Los dos discípulos, de hecho, luego de haber encontrado al Resucitado, regresan llenos de alegría, confianza y entusiasmo, listos para dar testimonio. El Resucitado los ha hecho resurgir de la tumba de su incredulidad y aflicción. Encontrando al Crucificado-Resucitado han hallado la explicación y el cumplimiento de las Escrituras, de la Ley y de los Profetas; han encontrado el sentido de la aparente derrota de la Cruz.

Quien no pasa a través de la experiencia de la cruz, hasta llegar a la Verdad de la resurrección, se condena a sí mismo a la desesperación. De hecho, no podemos encontrar a Dios sin crucificar primero nuestra pobre concepción de un dios que sólo refleja nuestro modo de comprender la omnipotencia y el poder.

Vida: el encuentro con Jesús resucitado ha transformado la vida de los dos discípulos, porque el encuentro con el Resucitado transforma la vida entera y hace fecunda cualquier esterilidad (cf. Benedicto XVI, Audiencia General, 11 abril 2007). En efecto, la Resurrección no es una fe que nace de la Iglesia, sino que es la Iglesia la que nace de la fe en la Resurrección. Dice san Pablo: «Si Cristo no ha resucitado, vana es nuestra predicación y vana también vuestra fe» (1 Co 15,14).

El Resucitado desaparece de su vista, para enseñarnos que no podemos retener a Jesús en su visibilidad histórica: «Bienaventurados los que crean sin haber visto» (Jn 20,29 y cf. 20,17). La Iglesia debe saber y creer que él está vivo en ella y que la vivifica con la Eucaristía, con la Escritura y con los Sacramentos. Los discípulos de Emaús comprendieron esto y regresaron a Jerusalén para compartir con los otros su experiencia. «Hemos visto al Señor […]. Sí, en verdad ha resucitado» (cf. Lc 24,32).

La experiencia de los discípulos de Emaús nos enseña que de nada sirve llenar de gente los lugares de culto si nuestros corazones están vacíos del temor de Dios y de su presencia; de nada sirve rezar si nuestra oración que se dirige a Dios no se transforma en amor hacia el hermano; de nada sirve tanta religiosidad si no está animada al menos por igual fe y caridad; de nada sirve cuidar las apariencias, porque Dios mira el alma y el corazón (cf. 1 S 16,7) y detesta la hipocresía (cf.

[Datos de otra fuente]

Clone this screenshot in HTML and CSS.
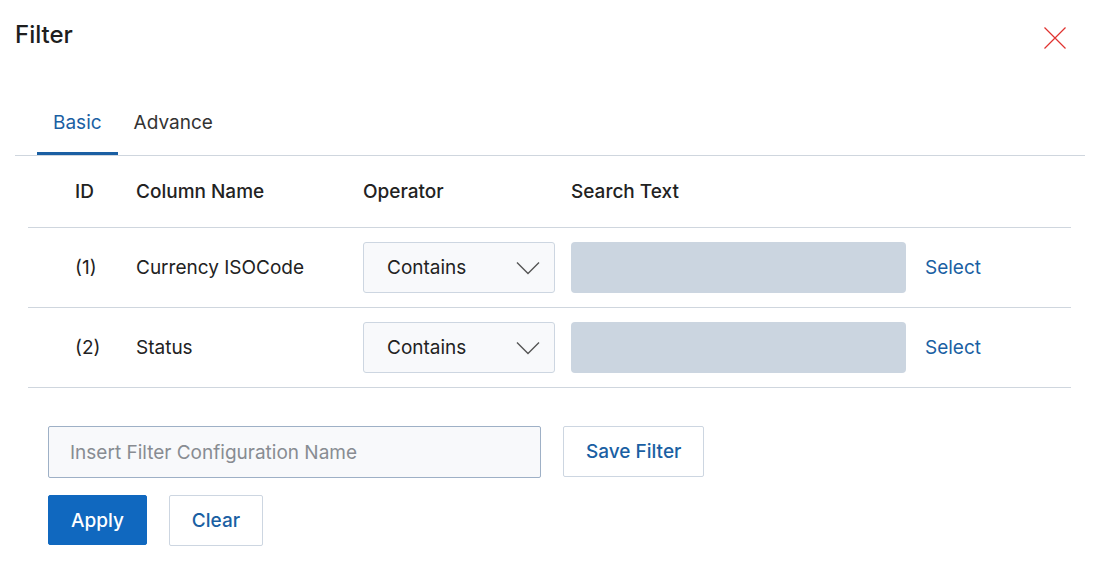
FILE: index.html
```html
<!DOCTYPE html>
<html lang="en">
<head>
    <meta charset="UTF-8">
    <meta name="viewport" content="width=device-width, initial-scale=1.0">
    <title>Filter</title>
<link rel="stylesheet" href="styles.css">
</head>
<body>
<div class="dialog">
    <div class="head">
        <h1>Filter</h1>
        <button class="close" aria-label="Close">
            <svg width="22" height="22" viewBox="0 0 22 22"><path d="M0.5 0.5L21.5 21.5M21.5 0.5L0.5 21.5" stroke="#e0322f" stroke-width="1.2" fill="none"/></svg>
        </button>
    </div>
    <div class="tabs">
        <div class="tab active">Basic</div>
        <div class="tab">Advance</div>
    </div>
    <div class="grid">
        <div class="row hdr">
            <div class="c1">ID</div>
            <div>Column Name</div>
            <div>Operator</div>
            <div>Search Text</div>
            <div></div>
        </div>
        <div class="row">
            <div class="c1">(1)</div>
            <div>Currency ISOCode</div>
            <div><div class="sel">Contains<svg width="24" height="14" viewBox="0 0 24 14"><path d="M1 1.5L12 12.5L23 1.5" stroke="#555" stroke-width="1.4" fill="none"/></svg></div></div>
            <div><div class="search"></div></div>
            <div><a class="link">Select</a></div>
        </div>
        <div class="row">
            <div class="c1">(2)</div>
            <div>Status</div>
            <div><div class="sel">Contains<svg width="24" height="14" viewBox="0 0 24 14"><path d="M1 1.5L12 12.5L23 1.5" stroke="#555" stroke-width="1.4" fill="none"/></svg></div></div>
            <div><div class="search"></div></div>
            <div><a class="link">Select</a></div>
        </div>
    </div>
    <div class="bottom">
        <div class="line">
            <input type="text" class="name" placeholder="Insert Filter Configuration Name">
            <button class="btn">Save Filter</button>
        </div>
        <div class="line">
            <button class="btn primary">Apply</button>
            <button class="btn">Clear</button>
        </div>
    </div>
</div>
</body>
</html>
```
FILE: styles.css
```css
html,body{margin:0;background:#fff;}
body{font-family:Inter,"Noto Sans",sans-serif;color:#222;font-size:19px;}
.dialog{padding:20px 8px 0 15px;}
.head{display:flex;justify-content:space-between;align-items:flex-start;padding-right:19px;}
h1{margin:0;font-size:24px;font-weight:500;line-height:30px;color:#1e1e1e;}
.close{background:none;border:0;padding:0;margin-top:7px;width:22px;height:22px;cursor:pointer;}
.close svg{display:block;}
.tabs{display:flex;margin-top:42px;padding-left:22px;border-bottom:1px solid #cfd6de;}
.tab{padding:19px 16px 17px;line-height:24px;border-bottom:3px solid transparent;color:#333;}
.tab.active{color:#1a5fa3;border-bottom-color:#1a5fa3;}
.grid{margin:0 14px 0 13px;}
.row{display:grid;grid-template-columns:108px 227px 208px 354px 1fr;align-items:center;height:79px;border-bottom:1px solid #cfd6de;}
.row.hdr{height:71px;font-weight:500;}
.c1{padding-left:47px;}
.sel{width:192px;height:51px;box-sizing:border-box;border:1px solid #cdd6e1;border-radius:3px;background:#f8f9fb;
display:flex;align-items:center;justify-content:space-between;padding:0 14px 0 23px;}
.search{width:335px;height:51px;background:#cbd5e0;border-radius:4px;}
.link{color:#1a5fa3;cursor:pointer;}
.bottom{padding:38px 0 0 33px;}
.line{display:flex;gap:22px;margin-bottom:17px;}
.name{width:493px;height:52px;box-sizing:border-box;border:1px solid #9eb0c6;border-radius:2px;background:#f8f9fb;
padding:0 21px;font-family:inherit;font-size:19px;color:#222;}
.name::placeholder{color:#888c92;}
.btn{height:51px;box-sizing:border-box;padding:0 22px;font-family:inherit;font-size:19px;font-weight:500;color:#1a5fa3;
background:#fff;border:1px solid #cdd6e1;border-radius:2px;}
.btn.primary{background:#1068bf;border-color:#1068bf;color:#fff;height:50px;}
```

Lc 11,37-54; Hch 5,3-4).[1] Para Dios, es mejor no creer que ser un falso creyente, un hipócrita.

La verdadera fe es la que nos hace más caritativos, más misericordiosos, más honestos y más humanos; es la que anima los corazones para llevarlos a amar a todos gratuitamente, sin distinción y sin preferencias, es la que nos hace ver al otro no como a un enemigo para derrotar, sino como a un hermano para amar, servir y ayudar; es la que nos lleva a difundir, a defender y a vivir la cultura del encuentro, del diálogo, del respeto y de la fraternidad; nos da la valentía de perdonar a quien nos ha ofendido, de ayudar a quien ha caído; a vestir al desnudo; a dar de comer al que tiene hambre, a visitar al encarcelado; a ayudar a los huérfanos; a dar de beber al sediento; a socorrer a los ancianos y a los necesitados (cf. Mt 25,31-45). La verdadera fe es la que nos lleva a proteger los derechos de los demás, con la misma fuerza y con el mismo entusiasmo con el que defendemos los nuestros. En realidad, cuanto más se crece en la fe y más se conoce, más se crece en la humildad y en la conciencia de ser pequeño.

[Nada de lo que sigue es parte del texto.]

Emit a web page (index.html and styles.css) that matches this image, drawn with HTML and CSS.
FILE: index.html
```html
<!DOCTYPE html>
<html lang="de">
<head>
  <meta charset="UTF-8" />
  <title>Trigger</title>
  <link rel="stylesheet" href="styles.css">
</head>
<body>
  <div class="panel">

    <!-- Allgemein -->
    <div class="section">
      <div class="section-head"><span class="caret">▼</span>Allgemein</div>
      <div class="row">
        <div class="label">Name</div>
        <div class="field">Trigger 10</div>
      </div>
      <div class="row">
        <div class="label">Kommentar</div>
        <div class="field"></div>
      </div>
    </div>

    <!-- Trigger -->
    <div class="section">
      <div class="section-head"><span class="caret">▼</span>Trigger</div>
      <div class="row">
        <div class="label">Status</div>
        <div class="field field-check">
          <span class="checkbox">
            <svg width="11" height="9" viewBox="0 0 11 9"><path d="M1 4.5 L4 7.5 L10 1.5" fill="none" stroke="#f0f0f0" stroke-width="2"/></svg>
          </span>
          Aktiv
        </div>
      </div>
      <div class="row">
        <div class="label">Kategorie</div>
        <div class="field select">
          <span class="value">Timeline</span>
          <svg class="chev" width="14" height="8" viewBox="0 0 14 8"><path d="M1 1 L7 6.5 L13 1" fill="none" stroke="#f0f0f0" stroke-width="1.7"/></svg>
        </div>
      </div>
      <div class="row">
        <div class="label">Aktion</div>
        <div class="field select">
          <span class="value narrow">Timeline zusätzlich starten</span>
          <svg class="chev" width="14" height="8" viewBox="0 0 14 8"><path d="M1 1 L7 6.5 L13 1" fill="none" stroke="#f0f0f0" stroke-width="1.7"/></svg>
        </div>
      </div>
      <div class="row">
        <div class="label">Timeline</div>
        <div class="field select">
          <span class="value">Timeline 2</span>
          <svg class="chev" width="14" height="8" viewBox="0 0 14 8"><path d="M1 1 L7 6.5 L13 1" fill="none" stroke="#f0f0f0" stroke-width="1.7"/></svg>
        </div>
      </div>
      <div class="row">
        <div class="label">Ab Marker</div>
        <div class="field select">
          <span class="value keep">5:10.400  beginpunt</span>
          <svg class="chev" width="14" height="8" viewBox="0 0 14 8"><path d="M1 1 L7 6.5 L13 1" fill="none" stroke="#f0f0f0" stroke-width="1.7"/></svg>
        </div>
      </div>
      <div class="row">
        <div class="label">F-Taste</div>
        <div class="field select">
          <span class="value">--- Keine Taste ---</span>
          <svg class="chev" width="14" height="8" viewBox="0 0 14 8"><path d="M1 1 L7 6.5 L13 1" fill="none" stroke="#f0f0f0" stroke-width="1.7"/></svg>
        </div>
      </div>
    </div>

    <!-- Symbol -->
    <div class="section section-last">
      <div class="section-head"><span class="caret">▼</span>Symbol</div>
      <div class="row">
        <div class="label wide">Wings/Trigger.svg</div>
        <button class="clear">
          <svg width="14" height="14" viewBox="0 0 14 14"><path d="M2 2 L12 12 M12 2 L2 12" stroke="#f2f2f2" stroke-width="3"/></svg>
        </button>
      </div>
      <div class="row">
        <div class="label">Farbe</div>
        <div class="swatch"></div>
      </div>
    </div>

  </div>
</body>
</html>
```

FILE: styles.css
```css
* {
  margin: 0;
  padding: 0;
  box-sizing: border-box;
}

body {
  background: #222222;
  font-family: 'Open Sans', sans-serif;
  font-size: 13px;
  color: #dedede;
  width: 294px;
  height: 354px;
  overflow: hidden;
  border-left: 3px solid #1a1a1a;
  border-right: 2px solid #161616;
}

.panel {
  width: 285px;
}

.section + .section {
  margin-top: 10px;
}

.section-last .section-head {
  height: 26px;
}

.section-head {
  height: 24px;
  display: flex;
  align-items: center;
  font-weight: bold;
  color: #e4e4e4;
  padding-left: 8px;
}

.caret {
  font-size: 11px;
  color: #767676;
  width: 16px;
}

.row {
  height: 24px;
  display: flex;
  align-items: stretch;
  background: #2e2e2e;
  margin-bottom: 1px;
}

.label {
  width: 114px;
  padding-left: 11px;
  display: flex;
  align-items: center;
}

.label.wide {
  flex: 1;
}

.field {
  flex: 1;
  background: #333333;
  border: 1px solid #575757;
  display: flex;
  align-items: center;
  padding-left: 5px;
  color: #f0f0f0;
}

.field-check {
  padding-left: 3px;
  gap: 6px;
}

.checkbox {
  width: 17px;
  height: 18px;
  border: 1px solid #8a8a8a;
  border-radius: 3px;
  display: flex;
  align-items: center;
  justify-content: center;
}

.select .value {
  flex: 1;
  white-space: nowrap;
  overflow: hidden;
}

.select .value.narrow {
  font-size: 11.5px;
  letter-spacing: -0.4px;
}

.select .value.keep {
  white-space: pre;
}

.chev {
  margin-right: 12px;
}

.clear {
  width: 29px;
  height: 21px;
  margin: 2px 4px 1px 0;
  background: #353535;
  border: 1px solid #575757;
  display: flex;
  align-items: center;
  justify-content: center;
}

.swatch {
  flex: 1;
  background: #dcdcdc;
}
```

Queridos hermanos y hermanas:

A Dios sólo le agrada la fe profesada con la vida, porque el único extremismo que se permite a los creyentes es el de la caridad. Cualquier otro extremismo no viene de Dios y no le agrada.

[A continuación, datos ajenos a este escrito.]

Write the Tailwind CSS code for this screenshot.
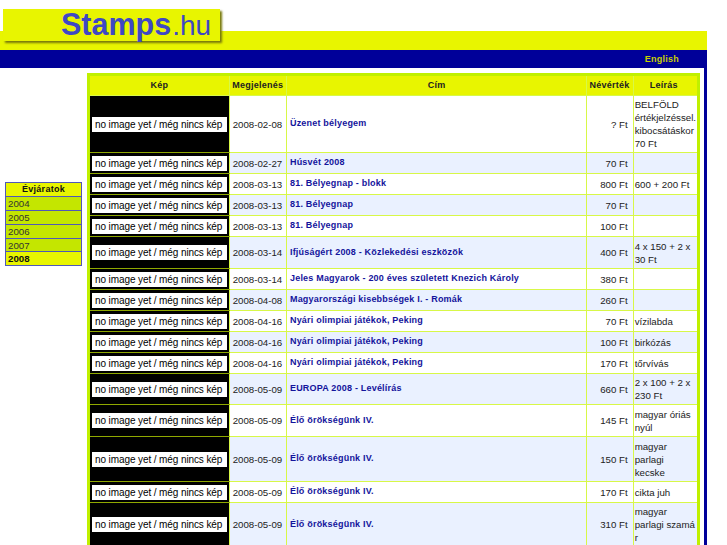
<!DOCTYPE html>
<html lang="en">
<head>
    <meta charset="UTF-8">
    <title>Stamps.hu</title>
    <script src="https://cdn.jsdelivr.net/npm/@tailwindcss/browser@4"></script>
</head>
<body class="bg-white text-[#222] font-['Liberation_Sans',Arial,sans-serif] text-[9.7px] h-[545px] overflow-hidden">

    <!-- Header -->
    <div class="relative w-[707px] pt-[31px]">
        <div class="absolute left-[3px] top-[9px] w-[217px] h-[32px] bg-[#e8f500] shadow-[2px_2px_2px_#77790a] pl-[58px] pt-[1px] leading-[28px] text-[#3f48c4] whitespace-nowrap"><b class="text-[30.5px]">Stamps</b><span class="text-[28px] pl-[1px]">.hu</span></div>
        <div class="h-[19px] bg-[#e8f500]"></div>
        <div class="h-[18px] pt-[1px] bg-[#000099] flex justify-end items-center pr-[28px] text-[9px] font-bold text-[#c8d000] tracking-[0.25px]">English</div>
    </div>

    <div class="flex w-[707px] border-r-[3px] border-[#000099]">
        <!-- Years -->
        <div class="w-[87px] shrink-0 pt-[114px] pl-[5px]">
            <div class="w-[77px] border border-[#5058b8] text-[#333] leading-[13px]">
                <div class="h-[13px] bg-[#e8f500] text-center font-bold text-[9px] tracking-[0.3px] text-[#111]">Évjáratok</div>
                <div class="h-[14px] pl-[2px] bg-[#c4e600] border-t border-[#5058b8]">2004</div>
                <div class="h-[14px] pl-[2px] bg-[#c4e600] border-t border-[#5058b8]">2005</div>
                <div class="h-[14px] pl-[2px] bg-[#c4e600] border-t border-[#5058b8]">2006</div>
                <div class="h-[13px] pl-[2px] bg-[#c4e600] border-t border-[#5058b8]">2007</div>
                <div class="h-[14px] pl-[2px] bg-[#e8f500] border-t border-[#5058b8] font-bold text-[#111]">2008</div>
            </div>
        </div>

        <!-- Table -->
        <div class="pt-[5px]">
            <table class="w-[613px] table-fixed border-collapse border-[3px] border-[#c0f000] leading-[13px] whitespace-nowrap">
                <colgroup>
                    <col class="w-[140px]"><col class="w-[57px]"><col class="w-[299px]"><col class="w-[46px]"><col class="w-[65px]">
                </colgroup>
                <thead>
                    <tr class="h-[21px] bg-[#e8f500] font-bold text-[9px] tracking-[0.25px] text-[#222] text-center">
                        <th class="border border-[#d8f848] pb-[1px]">Kép</th>
                        <th class="border border-[#d8f848] pb-[1px]">Megjelenés</th>
                        <th class="border border-[#d8f848] pb-[1px]">Cím</th>
                        <th class="border border-[#d8f848] pb-[1px] pr-[1px]">Névérték</th>
                        <th class="border border-[#d8f848] pb-[1px] pr-[3px]">Leírás</th>
                    </tr>
                </thead>
                <tbody>
                    <tr class="h-[57px] bg-white">
                        <td class="border border-[#d8f848] border-y-[#8fa800] bg-black px-[2px]"><div class="bg-white text-black text-[10px] tracking-[-0.1px] h-[15px] leading-[15px] pl-[3px]">no image yet / még nincs kép</div></td>
                        <td class="border border-[#d8f848] pl-[3px]">2008-02-08</td>
                        <td class="border border-[#d8f848] pl-[3px] text-[#14149c] font-bold text-[9px] tracking-[0.2px] pb-[1px]">Üzenet bélyegem</td>
                        <td class="border border-[#d8f848] pr-[5px] text-right">? Ft</td>
                        <td class="border border-[#d8f848] pl-[1px]">BELFÖLD<br>értékjelzéssel.<br>kibocsátáskor<br>70 Ft</td>
                    </tr>
                    <tr class="h-[21px] bg-[#eaf1ff]">
                        <td class="border border-[#d8f848] border-y-[#8fa800] bg-black px-[2px]"><div class="bg-white text-black text-[10px] tracking-[-0.1px] h-[15px] leading-[15px] pl-[3px]">no image yet / még nincs kép</div></td>
                        <td class="border border-[#d8f848] pl-[3px]">2008-02-27</td>
                        <td class="border border-[#d8f848] pl-[3px] text-[#14149c] font-bold text-[9px] tracking-[0.2px] pb-[1px]">Húsvét 2008</td>
                        <td class="border border-[#d8f848] pr-[5px] text-right">70 Ft</td>
                        <td class="border border-[#d8f848] pl-[1px]"></td>
                    </tr>
                    <tr class="h-[21px] bg-white">
                        <td class="border border-[#d8f848] border-y-[#8fa800] bg-black px-[2px]"><div class="bg-white text-black text-[10px] tracking-[-0.1px] h-[15px] leading-[15px] pl-[3px]">no image yet / még nincs kép</div></td>
                        <td class="border border-[#d8f848] pl-[3px]">2008-03-13</td>
                        <td class="border border-[#d8f848] pl-[3px] text-[#14149c] font-bold text-[9px] tracking-[0.2px] pb-[1px]">81. Bélyegnap - blokk</td>
                        <td class="border border-[#d8f848] pr-[5px] text-right">800 Ft</td>
                        <td class="border border-[#d8f848] pl-[1px]">600 + 200 Ft</td>
                    </tr>
                    <tr class="h-[21px] bg-[#eaf1ff]">
                        <td class="border border-[#d8f848] border-y-[#8fa800] bg-black px-[2px]"><div class="bg-white text-black text-[10px] tracking-[-0.1px] h-[15px] leading-[15px] pl-[3px]">no image yet / még nincs kép</div></td>
                        <td class="border border-[#d8f848] pl-[3px]">2008-03-13</td>
                        <td class="border border-[#d8f848] pl-[3px] text-[#14149c] font-bold text-[9px] tracking-[0.2px] pb-[1px]">81. Bélyegnap</td>
                        <td class="border border-[#d8f848] pr-[5px] text-right">70 Ft</td>
                        <td class="border border-[#d8f848] pl-[1px]"></td>
                    </tr>
                    <tr class="h-[21px] bg-white">
                        <td class="border border-[#d8f848] border-y-[#8fa800] bg-black px-[2px]"><div class="bg-white text-black text-[10px] tracking-[-0.1px] h-[15px] leading-[15px] pl-[3px]">no image yet / még nincs kép</div></td>
                        <td class="border border-[#d8f848] pl-[3px]">2008-03-13</td>
                        <td class="border border-[#d8f848] pl-[3px] text-[#14149c] font-bold text-[9px] tracking-[0.2px] pb-[1px]">81. Bélyegnap</td>
                        <td class="border border-[#d8f848] pr-[5px] text-right">100 Ft</td>
                        <td class="border border-[#d8f848] pl-[1px]"></td>
                    </tr>
                    <tr class="h-[32px] bg-[#eaf1ff]">
                        <td class="border border-[#d8f848] border-y-[#8fa800] bg-black px-[2px]"><div class="bg-white text-black text-[10px] tracking-[-0.1px] h-[15px] leading-[15px] pl-[3px]">no image yet / még nincs kép</div></td>
                        <td class="border border-[#d8f848] pl-[3px]">2008-03-14</td>
                        <td class="border border-[#d8f848] pl-[3px] text-[#14149c] font-bold text-[9px] tracking-[0.2px] pb-[1px]">Ifjúságért 2008 - Közlekedési eszközök</td>
                        <td class="border border-[#d8f848] pr-[5px] text-right">400 Ft</td>
                        <td class="border border-[#d8f848] pl-[1px]">4 x 150 + 2 x<br>30 Ft</td>
                    </tr>
                    <tr class="h-[21px] bg-white">
                        <td class="border border-[#d8f848] border-y-[#8fa800] bg-black px-[2px]"><div class="bg-white text-black text-[10px] tracking-[-0.1px] h-[15px] leading-[15px] pl-[3px]">no image yet / még nincs kép</div></td>
                        <td class="border border-[#d8f848] pl-[3px]">2008-03-14</td>
                        <td class="border border-[#d8f848] pl-[3px] text-[#14149c] font-bold text-[9px] tracking-[0.2px] pb-[1px]">Jeles Magyarok - 200 éves született Knezich Károly</td>
                        <td class="border border-[#d8f848] pr-[5px] text-right">380 Ft</td>
                        <td class="border border-[#d8f848] pl-[1px]"></td>
                    </tr>
                    <tr class="h-[21px] bg-[#eaf1ff]">
                        <td class="border border-[#d8f848] border-y-[#8fa800] bg-black px-[2px]"><div class="bg-white text-black text-[10px] tracking-[-0.1px] h-[15px] leading-[15px] pl-[3px]">no image yet / még nincs kép</div></td>
                        <td class="border border-[#d8f848] pl-[3px]">2008-04-08</td>
                        <td class="border border-[#d8f848] pl-[3px] text-[#14149c] font-bold text-[9px] tracking-[0.2px] pb-[1px]">Magyarországi kisebbségek I. - Romák</td>
                        <td class="border border-[#d8f848] pr-[5px] text-right">260 Ft</td>
                        <td class="border border-[#d8f848] pl-[1px]"></td>
                    </tr>
                    <tr class="h-[21px] bg-white">
                        <td class="border border-[#d8f848] border-y-[#8fa800] bg-black px-[2px]"><div class="bg-white text-black text-[10px] tracking-[-0.1px] h-[15px] leading-[15px] pl-[3px]">no image yet / még nincs kép</div></td>
                        <td class="border border-[#d8f848] pl-[3px]">2008-04-16</td>
                        <td class="border border-[#d8f848] pl-[3px] text-[#14149c] font-bold text-[9px] tracking-[0.2px] pb-[1px]">Nyári olimpiai játékok, Peking</td>
                        <td class="border border-[#d8f848] pr-[5px] text-right">70 Ft</td>
                        <td class="border border-[#d8f848] pl-[1px]">vízilabda</td>
                    </tr>
                    <tr class="h-[21px] bg-[#eaf1ff]">
                        <td class="border border-[#d8f848] border-y-[#8fa800] bg-black px-[2px]"><div class="bg-white text-black text-[10px] tracking-[-0.1px] h-[15px] leading-[15px] pl-[3px]">no image yet / még nincs kép</div></td>
                        <td class="border border-[#d8f848] pl-[3px]">2008-04-16</td>
                        <td class="border border-[#d8f848] pl-[3px] text-[#14149c] font-bold text-[9px] tracking-[0.2px] pb-[1px]">Nyári olimpiai játékok, Peking</td>
                        <td class="border border-[#d8f848] pr-[5px] text-right">100 Ft</td>
                        <td class="border border-[#d8f848] pl-[1px]">birkózás</td>
                    </tr>
                    <tr class="h-[21px] bg-white">
                        <td class="border border-[#d8f848] border-y-[#8fa800] bg-black px-[2px]"><div class="bg-white text-black text-[10px] tracking-[-0.1px] h-[15px] leading-[15px] pl-[3px]">no image yet / még nincs kép</div></td>
                        <td class="border border-[#d8f848] pl-[3px]">2008-04-16</td>
                        <td class="border border-[#d8f848] pl-[3px] text-[#14149c] font-bold text-[9px] tracking-[0.2px] pb-[1px]">Nyári olimpiai játékok, Peking</td>
                        <td class="border border-[#d8f848] pr-[5px] text-right">170 Ft</td>
                        <td class="border border-[#d8f848] pl-[1px]">tőrvívás</td>
                    </tr>
                    <tr class="h-[31px] bg-[#eaf1ff]">
                        <td class="border border-[#d8f848] border-y-[#8fa800] bg-black px-[2px]"><div class="bg-white text-black text-[10px] tracking-[-0.1px] h-[15px] leading-[15px] pl-[3px]">no image yet / még nincs kép</div></td>
                        <td class="border border-[#d8f848] pl-[3px]">2008-05-09</td>
                        <td class="border border-[#d8f848] pl-[3px] text-[#14149c] font-bold text-[9px] tracking-[0.2px] pb-[1px]">EUROPA 2008 - Levélírás</td>
                        <td class="border border-[#d8f848] pr-[5px] text-right">660 Ft</td>
                        <td class="border border-[#d8f848] pl-[1px]">2 x 100 + 2 x<br>230 Ft</td>
                    </tr>
                    <tr class="h-[32px] bg-white">
                        <td class="border border-[#d8f848] border-y-[#8fa800] bg-black px-[2px]"><div class="bg-white text-black text-[10px] tracking-[-0.1px] h-[15px] leading-[15px] pl-[3px]">no image yet / még nincs kép</div></td>
                        <td class="border border-[#d8f848] pl-[3px]">2008-05-09</td>
                        <td class="border border-[#d8f848] pl-[3px] text-[#14149c] font-bold text-[9px] tracking-[0.2px] pb-[1px]">Élő örökségünk IV.</td>
                        <td class="border border-[#d8f848] pr-[5px] text-right">145 Ft</td>
                        <td class="border border-[#d8f848] pl-[1px]">magyar óriás<br>nyúl</td>
                    </tr>
                    <tr class="h-[45px] bg-[#eaf1ff]">
                        <td class="border border-[#d8f848] border-y-[#8fa800] bg-black px-[2px]"><div class="bg-white text-black text-[10px] tracking-[-0.1px] h-[15px] leading-[15px] pl-[3px]">no image yet / még nincs kép</div></td>
                        <td class="border border-[#d8f848] pl-[3px]">2008-05-09</td>
                        <td class="border border-[#d8f848] pl-[3px] text-[#14149c] font-bold text-[9px] tracking-[0.2px] pb-[1px]">Élő örökségünk IV.</td>
                        <td class="border border-[#d8f848] pr-[5px] text-right">150 Ft</td>
                        <td class="border border-[#d8f848] pl-[1px]">magyar<br>parlagi<br>kecske</td>
                    </tr>
                    <tr class="h-[21px] bg-white">
                        <td class="border border-[#d8f848] border-y-[#8fa800] bg-black px-[2px]"><div class="bg-white text-black text-[10px] tracking-[-0.1px] h-[15px] leading-[15px] pl-[3px]">no image yet / még nincs kép</div></td>
                        <td class="border border-[#d8f848] pl-[3px]">2008-05-09</td>
                        <td class="border border-[#d8f848] pl-[3px] text-[#14149c] font-bold text-[9px] tracking-[0.2px] pb-[1px]">Élő örökségünk IV.</td>
                        <td class="border border-[#d8f848] pr-[5px] text-right">170 Ft</td>
                        <td class="border border-[#d8f848] pl-[1px]">cikta juh</td>
                    </tr>
                    <tr class="h-[45px] bg-[#eaf1ff]">
                        <td class="border border-[#d8f848] border-y-[#8fa800] bg-black px-[2px]"><div class="bg-white text-black text-[10px] tracking-[-0.1px] h-[15px] leading-[15px] pl-[3px]">no image yet / még nincs kép</div></td>
                        <td class="border border-[#d8f848] pl-[3px]">2008-05-09</td>
                        <td class="border border-[#d8f848] pl-[3px] text-[#14149c] font-bold text-[9px] tracking-[0.2px] pb-[1px]">Élő örökségünk IV.</td>
                        <td class="border border-[#d8f848] pr-[5px] text-right">310 Ft</td>
                        <td class="border border-[#d8f848] pl-[1px]">magyar<br>parlagi szamá<br>r</td>
                    </tr>
                </tbody>
            </table>
        </div>
    </div>

</body>
</html>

Ahora, como los discípulos de Emaús, regresad a vuestra Jerusalén, es decir, a vuestra vida cotidiana, a vuestras familias, a vuestro trabajo y a vuestra patria llenos de alegría, de valentía y de fe. No tengáis miedo a abrir vuestro corazón a la luz del Resucitado y dejad que él transforme vuestras incertidumbres en fuerza positiva para vosotros y para los demás. No tengáis miedo a amar a todos, amigos y enemigos, porque el amor es la fuerza y el tesoro del creyente.

La Virgen María y la Sagrada Familia, que vivieron en esta bendita tierra, iluminen nuestros corazones y os bendigan a vosotros y al amado Egipto que, en los albores del cristianismo, acogió la evangelización de san Marcos y ha dado a lo largo de la historia numerosos mártires y una gran multitud de santos y santas.

Al Massih Kam / Bilhakika kam! – Cristo ha Resucitado. / Verdaderamente ha Resucitado.

 

[1] Dice san Efrén: «Quitad la máscara que cubre al hipócrita y vosotros no veréis más que podredumbre» (Serm.). «Ay de los que habéis perdido la esperanza», afirma el Eclesiástico (2,14 Vulg.).